Are we voting for just tuple support or specifically putting the implementation in fastsearch.c?

Nineteendo · October 8, 2024, 8:10pm

We’re voting for tuple support for str.[r]find() & str.[r]index() just like str.startswith() and str.endswith() (other functions can wait). Sorry that I didn’t make that clear. The implementation is here for who’s interested: https://github.com/nineteendo/cpython/pull/2.

dg-pb · October 8, 2024, 9:39pm

So this poll is for implementing it as it is?

Then my personal vote is conditional on it being implemented in fastsearch.c along the lines of Support tuples for `[r]find()` & `[r]index()` by nineteendo · Pull Request #2 · nineteendo/cpython · GitHub

Nineteendo · October 8, 2024, 9:54pm

I need to gain traction before I can make a PR. Then I’ll focus on polishing. From @erlendaasland:

I suggest you continue your experiments on your own fork. If you manage to get an improved version up and running, try first to gain traction for the feature on Discord, before you create a new issue/PR.

(Assuming he meant Discourse and not Discord).

ZeroIntensity · October 8, 2024, 10:57pm

In that case, I’m unfortunately -1 for this.

This may seem blunt, but tuple support doesn’t really seem useful for find and index (though, I do kind of like it for split, but that’s not what we’re voting on) – if you’re searching for a substring, you generally want to know what that substring is. By passing multiple things to search for, you have to index the string to differentiate what you found. Also, index is available on lists and tuples as well, so this adding this for strings actually creates more inconsistency.

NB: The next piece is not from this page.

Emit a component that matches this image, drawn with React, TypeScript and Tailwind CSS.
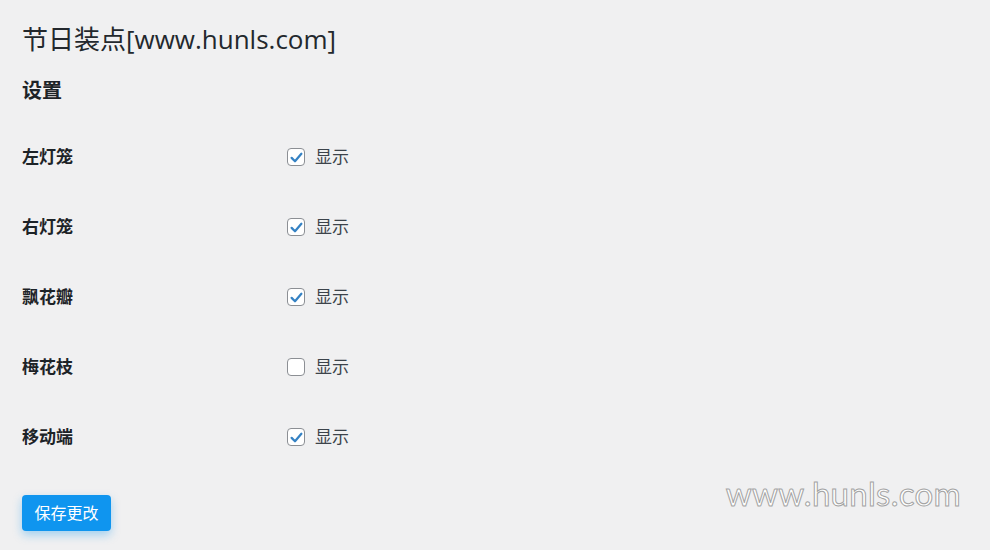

Improving performance is an interesting goal here, but one I think we should be very cautious about. In my experience, optimizations are a leading cause for regressions. Note that even if tests are all passing, these methods are especially hot, so people are very likely doing all sorts of crazy things with them that we’re not testing for. Though, as far as I can see, this has only been benchmarked on some hyper-specific cases with timeit – what’s the effect when running on the full pyperformance benchmarks?